(Rows from a dataset of pages and code)
◆ ◆ ◆
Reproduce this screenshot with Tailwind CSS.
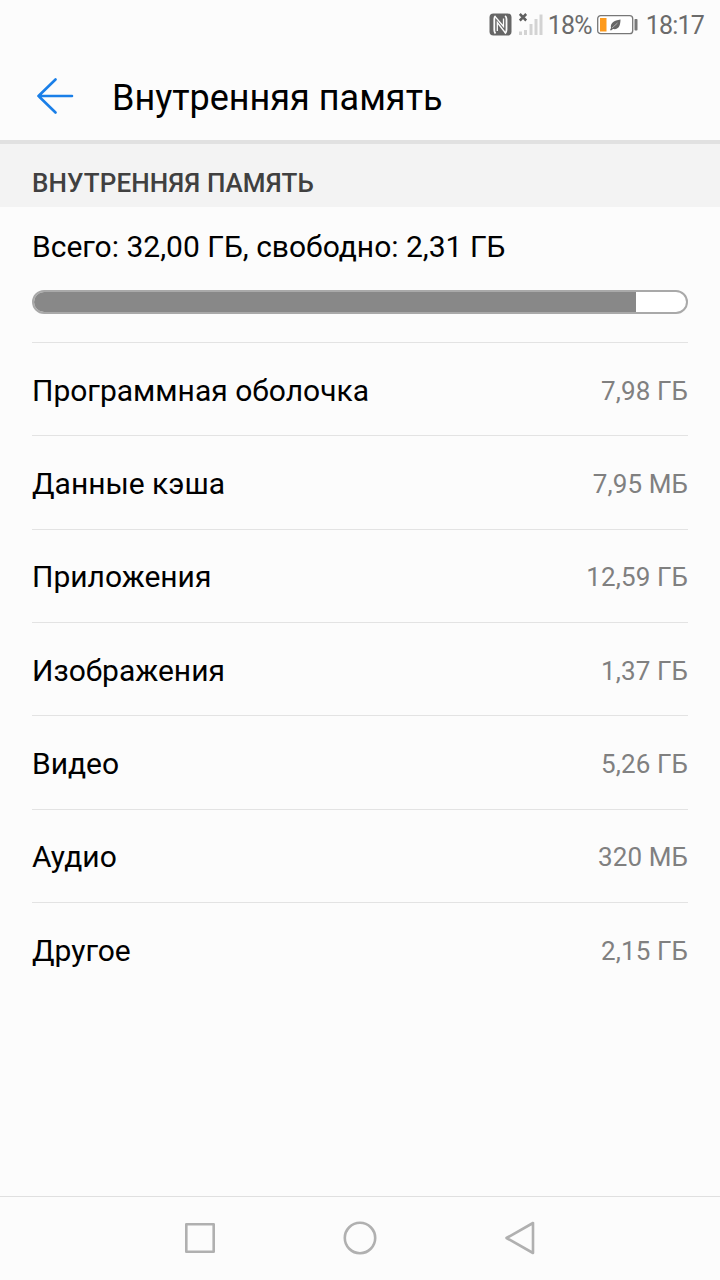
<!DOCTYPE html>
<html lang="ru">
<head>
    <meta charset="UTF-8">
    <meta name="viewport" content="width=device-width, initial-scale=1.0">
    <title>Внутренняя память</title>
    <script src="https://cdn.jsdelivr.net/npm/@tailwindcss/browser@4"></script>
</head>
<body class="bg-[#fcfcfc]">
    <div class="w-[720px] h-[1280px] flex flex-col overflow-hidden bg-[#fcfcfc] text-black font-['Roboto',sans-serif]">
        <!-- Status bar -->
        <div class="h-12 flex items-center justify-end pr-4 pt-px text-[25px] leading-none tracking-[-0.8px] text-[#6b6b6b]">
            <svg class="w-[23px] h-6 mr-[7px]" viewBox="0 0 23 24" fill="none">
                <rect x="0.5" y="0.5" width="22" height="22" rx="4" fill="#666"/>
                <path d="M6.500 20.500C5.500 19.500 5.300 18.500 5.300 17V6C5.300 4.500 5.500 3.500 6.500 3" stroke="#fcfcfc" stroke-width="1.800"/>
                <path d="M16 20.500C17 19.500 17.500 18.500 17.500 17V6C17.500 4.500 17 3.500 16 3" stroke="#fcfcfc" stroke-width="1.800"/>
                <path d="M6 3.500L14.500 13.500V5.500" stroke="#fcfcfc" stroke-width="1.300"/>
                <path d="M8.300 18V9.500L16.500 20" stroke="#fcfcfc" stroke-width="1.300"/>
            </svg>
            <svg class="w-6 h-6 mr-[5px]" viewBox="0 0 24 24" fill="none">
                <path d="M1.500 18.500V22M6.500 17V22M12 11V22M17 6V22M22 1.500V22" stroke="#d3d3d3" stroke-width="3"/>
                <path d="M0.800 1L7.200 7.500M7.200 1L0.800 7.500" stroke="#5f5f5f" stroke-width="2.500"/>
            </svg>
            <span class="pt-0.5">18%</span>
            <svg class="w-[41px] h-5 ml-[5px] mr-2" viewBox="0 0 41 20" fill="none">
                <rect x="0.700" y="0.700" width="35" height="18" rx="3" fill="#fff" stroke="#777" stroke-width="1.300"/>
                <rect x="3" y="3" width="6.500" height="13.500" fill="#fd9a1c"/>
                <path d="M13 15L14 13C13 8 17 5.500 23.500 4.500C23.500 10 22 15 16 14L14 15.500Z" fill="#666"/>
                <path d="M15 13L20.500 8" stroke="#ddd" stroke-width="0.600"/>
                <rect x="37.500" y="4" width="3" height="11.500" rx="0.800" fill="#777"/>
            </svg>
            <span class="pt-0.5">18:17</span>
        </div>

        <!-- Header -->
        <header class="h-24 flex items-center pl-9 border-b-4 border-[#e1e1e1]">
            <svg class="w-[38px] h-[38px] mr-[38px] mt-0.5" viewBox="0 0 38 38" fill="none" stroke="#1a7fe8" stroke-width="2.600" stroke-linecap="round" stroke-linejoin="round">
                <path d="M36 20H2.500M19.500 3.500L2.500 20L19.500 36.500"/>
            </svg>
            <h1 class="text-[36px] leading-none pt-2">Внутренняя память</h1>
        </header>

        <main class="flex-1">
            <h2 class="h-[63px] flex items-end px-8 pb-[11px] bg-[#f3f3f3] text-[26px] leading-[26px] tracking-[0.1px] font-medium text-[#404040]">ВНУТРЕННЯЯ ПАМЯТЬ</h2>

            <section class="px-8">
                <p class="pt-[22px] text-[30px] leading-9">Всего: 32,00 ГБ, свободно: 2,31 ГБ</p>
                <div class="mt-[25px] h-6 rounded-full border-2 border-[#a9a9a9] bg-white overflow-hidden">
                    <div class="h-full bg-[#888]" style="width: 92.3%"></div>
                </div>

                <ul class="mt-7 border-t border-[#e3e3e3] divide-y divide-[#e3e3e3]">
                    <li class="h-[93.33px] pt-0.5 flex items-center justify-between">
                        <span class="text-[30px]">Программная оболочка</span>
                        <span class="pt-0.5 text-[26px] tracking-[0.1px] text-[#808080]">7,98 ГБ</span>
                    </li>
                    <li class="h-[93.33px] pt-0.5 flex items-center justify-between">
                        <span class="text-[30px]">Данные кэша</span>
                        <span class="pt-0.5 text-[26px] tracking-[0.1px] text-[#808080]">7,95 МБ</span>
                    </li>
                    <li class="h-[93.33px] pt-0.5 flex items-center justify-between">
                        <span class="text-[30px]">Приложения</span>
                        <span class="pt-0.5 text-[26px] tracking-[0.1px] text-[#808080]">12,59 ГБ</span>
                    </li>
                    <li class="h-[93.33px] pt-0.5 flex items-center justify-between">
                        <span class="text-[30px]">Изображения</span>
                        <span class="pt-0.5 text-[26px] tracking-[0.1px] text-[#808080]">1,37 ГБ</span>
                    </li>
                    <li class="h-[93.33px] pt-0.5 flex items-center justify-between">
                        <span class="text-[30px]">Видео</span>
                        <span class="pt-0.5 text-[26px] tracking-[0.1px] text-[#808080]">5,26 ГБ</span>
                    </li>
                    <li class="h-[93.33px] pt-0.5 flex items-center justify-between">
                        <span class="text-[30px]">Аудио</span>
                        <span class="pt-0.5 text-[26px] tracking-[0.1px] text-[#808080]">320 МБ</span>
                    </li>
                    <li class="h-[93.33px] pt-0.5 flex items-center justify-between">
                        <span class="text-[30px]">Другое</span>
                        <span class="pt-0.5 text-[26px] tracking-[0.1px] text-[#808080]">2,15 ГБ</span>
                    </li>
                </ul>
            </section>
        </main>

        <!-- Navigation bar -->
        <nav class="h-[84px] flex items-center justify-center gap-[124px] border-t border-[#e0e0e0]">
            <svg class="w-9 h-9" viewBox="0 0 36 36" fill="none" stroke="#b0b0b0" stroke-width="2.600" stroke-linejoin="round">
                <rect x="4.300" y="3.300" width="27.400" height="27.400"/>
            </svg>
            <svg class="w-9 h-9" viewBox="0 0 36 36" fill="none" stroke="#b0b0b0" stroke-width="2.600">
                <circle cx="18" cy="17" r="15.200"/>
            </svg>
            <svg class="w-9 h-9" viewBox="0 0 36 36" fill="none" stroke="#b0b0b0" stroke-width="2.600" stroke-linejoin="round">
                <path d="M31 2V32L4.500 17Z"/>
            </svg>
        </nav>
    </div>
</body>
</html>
◆ ◆ ◆
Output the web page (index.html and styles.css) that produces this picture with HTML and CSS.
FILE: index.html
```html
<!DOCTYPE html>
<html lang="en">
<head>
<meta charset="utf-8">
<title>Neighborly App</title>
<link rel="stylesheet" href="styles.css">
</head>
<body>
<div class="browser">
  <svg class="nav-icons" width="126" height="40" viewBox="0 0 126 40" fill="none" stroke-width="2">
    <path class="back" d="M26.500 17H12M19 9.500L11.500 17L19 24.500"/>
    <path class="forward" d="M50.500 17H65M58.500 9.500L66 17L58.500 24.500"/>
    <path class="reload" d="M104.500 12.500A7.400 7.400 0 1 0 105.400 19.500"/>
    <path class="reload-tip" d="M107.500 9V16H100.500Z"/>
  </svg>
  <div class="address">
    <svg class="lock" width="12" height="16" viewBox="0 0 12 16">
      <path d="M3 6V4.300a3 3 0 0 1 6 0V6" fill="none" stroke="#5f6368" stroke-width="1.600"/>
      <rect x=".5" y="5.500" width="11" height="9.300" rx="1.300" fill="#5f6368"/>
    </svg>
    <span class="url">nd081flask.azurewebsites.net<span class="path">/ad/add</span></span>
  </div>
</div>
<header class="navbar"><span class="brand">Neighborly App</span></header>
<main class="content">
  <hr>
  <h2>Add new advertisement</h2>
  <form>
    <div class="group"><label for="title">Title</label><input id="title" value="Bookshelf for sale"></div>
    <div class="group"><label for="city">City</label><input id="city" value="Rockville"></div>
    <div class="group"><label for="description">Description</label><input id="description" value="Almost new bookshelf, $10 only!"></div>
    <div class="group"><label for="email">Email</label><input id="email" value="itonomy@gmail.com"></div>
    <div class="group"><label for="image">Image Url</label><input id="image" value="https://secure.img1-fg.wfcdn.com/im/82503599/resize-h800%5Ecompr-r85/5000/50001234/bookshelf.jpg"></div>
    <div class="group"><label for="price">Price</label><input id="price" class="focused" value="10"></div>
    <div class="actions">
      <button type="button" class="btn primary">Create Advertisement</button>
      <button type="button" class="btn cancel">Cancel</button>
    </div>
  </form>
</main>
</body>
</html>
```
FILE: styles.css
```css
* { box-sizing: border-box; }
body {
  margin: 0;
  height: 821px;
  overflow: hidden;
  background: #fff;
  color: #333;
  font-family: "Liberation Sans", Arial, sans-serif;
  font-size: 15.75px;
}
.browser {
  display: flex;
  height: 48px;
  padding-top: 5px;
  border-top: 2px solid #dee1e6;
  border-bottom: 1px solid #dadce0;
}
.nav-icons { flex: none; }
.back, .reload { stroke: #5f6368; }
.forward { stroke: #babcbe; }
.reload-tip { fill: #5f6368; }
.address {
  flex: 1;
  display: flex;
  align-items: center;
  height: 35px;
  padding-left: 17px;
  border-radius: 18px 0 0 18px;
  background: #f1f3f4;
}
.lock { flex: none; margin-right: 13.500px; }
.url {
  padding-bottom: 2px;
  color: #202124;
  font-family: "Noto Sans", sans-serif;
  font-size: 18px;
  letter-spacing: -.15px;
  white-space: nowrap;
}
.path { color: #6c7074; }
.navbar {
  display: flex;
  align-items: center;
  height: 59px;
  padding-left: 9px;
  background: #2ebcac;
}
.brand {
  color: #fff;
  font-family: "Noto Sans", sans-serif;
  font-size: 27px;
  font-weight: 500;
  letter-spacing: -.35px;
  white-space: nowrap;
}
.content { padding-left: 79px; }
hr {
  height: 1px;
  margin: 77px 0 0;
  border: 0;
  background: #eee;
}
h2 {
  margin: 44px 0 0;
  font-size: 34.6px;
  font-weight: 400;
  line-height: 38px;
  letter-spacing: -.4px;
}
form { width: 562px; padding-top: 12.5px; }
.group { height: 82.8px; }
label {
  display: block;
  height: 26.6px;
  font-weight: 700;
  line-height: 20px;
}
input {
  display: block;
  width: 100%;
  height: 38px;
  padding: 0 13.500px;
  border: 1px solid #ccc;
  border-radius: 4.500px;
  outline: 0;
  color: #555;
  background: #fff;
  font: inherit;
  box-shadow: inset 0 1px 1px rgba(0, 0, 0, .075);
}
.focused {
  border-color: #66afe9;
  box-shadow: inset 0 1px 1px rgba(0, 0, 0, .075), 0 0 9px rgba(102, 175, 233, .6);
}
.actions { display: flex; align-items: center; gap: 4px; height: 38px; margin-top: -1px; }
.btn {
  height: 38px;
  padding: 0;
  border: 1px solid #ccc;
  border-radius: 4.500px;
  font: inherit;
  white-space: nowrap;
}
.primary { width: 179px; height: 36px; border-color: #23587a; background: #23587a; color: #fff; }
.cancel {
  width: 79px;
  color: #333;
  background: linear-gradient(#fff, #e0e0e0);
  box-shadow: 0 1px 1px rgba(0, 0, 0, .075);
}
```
◆ ◆ ◆
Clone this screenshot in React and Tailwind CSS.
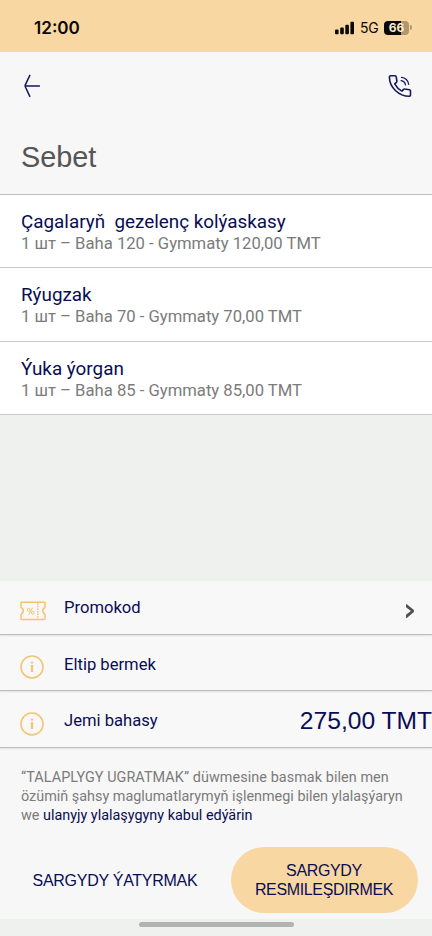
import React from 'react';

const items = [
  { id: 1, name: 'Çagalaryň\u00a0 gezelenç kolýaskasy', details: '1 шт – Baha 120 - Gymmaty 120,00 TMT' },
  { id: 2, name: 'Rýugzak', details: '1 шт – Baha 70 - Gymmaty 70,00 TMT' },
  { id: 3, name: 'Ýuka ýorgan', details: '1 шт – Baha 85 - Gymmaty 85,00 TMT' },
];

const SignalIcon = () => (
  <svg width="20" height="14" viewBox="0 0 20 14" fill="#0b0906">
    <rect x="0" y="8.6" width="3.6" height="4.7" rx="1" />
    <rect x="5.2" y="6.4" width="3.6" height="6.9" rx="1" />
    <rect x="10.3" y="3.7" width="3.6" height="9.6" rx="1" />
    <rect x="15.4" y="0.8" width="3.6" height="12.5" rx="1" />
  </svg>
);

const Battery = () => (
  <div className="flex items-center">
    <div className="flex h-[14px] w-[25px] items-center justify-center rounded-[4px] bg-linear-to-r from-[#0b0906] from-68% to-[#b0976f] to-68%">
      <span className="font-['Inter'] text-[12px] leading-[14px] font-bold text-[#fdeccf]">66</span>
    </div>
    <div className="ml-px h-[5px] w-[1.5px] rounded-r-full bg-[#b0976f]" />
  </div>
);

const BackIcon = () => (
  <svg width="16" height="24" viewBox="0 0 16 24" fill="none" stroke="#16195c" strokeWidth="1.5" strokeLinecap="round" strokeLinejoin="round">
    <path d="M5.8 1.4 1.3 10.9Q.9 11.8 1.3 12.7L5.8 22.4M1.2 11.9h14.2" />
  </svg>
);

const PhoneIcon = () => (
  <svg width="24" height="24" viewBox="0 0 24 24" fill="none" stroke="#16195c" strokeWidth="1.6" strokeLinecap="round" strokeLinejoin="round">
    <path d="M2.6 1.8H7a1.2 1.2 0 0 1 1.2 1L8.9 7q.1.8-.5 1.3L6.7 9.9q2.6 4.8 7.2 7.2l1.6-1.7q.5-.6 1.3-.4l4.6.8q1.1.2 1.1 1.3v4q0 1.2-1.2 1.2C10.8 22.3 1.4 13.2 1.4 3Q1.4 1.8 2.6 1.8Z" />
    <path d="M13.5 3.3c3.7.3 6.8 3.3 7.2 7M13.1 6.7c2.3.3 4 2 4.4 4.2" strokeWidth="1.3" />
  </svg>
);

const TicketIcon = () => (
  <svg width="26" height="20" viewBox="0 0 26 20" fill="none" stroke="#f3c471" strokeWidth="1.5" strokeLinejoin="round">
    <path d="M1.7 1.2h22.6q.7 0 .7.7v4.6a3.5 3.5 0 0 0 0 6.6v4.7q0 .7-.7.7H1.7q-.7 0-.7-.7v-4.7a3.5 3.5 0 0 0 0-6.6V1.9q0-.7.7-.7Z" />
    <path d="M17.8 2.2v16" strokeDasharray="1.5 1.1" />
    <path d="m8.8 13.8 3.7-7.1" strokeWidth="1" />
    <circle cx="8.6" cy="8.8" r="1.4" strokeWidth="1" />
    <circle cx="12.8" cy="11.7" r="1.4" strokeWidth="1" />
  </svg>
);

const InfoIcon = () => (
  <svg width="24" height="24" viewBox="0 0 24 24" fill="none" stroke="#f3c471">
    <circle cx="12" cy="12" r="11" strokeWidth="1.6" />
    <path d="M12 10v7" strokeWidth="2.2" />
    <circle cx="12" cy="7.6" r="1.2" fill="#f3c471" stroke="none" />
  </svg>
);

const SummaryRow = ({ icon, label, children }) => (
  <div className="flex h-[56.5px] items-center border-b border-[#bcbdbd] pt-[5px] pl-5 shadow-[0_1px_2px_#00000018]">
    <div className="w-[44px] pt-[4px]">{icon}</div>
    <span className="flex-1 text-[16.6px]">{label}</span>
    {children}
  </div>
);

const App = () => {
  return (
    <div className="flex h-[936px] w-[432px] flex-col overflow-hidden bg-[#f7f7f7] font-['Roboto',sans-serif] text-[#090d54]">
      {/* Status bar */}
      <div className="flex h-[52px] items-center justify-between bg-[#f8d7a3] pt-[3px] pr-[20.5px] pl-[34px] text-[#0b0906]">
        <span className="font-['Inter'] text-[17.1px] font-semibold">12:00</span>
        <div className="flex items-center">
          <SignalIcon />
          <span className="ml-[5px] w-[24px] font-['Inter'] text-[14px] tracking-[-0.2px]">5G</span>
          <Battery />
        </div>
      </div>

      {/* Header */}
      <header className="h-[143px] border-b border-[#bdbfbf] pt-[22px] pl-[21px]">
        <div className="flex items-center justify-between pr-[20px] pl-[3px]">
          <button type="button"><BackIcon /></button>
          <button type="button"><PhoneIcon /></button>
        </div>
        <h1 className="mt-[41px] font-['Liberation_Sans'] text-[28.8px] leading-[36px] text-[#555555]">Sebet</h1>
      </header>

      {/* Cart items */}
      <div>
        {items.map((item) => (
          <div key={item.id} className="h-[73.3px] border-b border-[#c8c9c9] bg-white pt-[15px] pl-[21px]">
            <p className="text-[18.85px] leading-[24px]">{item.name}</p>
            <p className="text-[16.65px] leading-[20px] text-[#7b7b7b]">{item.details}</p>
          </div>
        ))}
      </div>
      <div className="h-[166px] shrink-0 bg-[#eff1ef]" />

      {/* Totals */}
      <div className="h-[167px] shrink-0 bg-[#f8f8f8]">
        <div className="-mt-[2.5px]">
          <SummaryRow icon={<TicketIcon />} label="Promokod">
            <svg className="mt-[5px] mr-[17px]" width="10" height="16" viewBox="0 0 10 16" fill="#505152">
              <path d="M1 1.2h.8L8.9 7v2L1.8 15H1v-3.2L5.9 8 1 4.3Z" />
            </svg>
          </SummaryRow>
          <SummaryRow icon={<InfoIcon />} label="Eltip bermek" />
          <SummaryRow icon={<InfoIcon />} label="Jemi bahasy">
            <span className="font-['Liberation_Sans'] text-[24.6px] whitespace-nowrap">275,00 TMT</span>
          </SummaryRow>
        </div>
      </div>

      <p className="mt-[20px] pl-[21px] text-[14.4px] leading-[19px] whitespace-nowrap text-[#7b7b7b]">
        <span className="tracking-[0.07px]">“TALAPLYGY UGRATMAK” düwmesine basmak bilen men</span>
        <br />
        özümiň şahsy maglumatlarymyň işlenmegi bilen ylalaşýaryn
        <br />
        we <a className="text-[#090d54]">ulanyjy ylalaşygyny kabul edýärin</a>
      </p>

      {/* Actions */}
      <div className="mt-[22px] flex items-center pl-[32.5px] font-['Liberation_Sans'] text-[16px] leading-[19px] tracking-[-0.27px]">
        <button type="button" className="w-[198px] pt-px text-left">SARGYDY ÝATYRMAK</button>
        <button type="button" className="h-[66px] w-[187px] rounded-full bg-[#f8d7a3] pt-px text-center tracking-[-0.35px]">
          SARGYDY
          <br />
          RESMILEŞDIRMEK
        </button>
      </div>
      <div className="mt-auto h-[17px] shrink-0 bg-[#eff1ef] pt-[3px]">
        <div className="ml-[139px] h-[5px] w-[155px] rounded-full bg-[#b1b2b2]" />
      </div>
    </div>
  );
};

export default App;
◆ ◆ ◆
Check each line in the records for the word "screenshot" and say how many have it, with nothing else.

2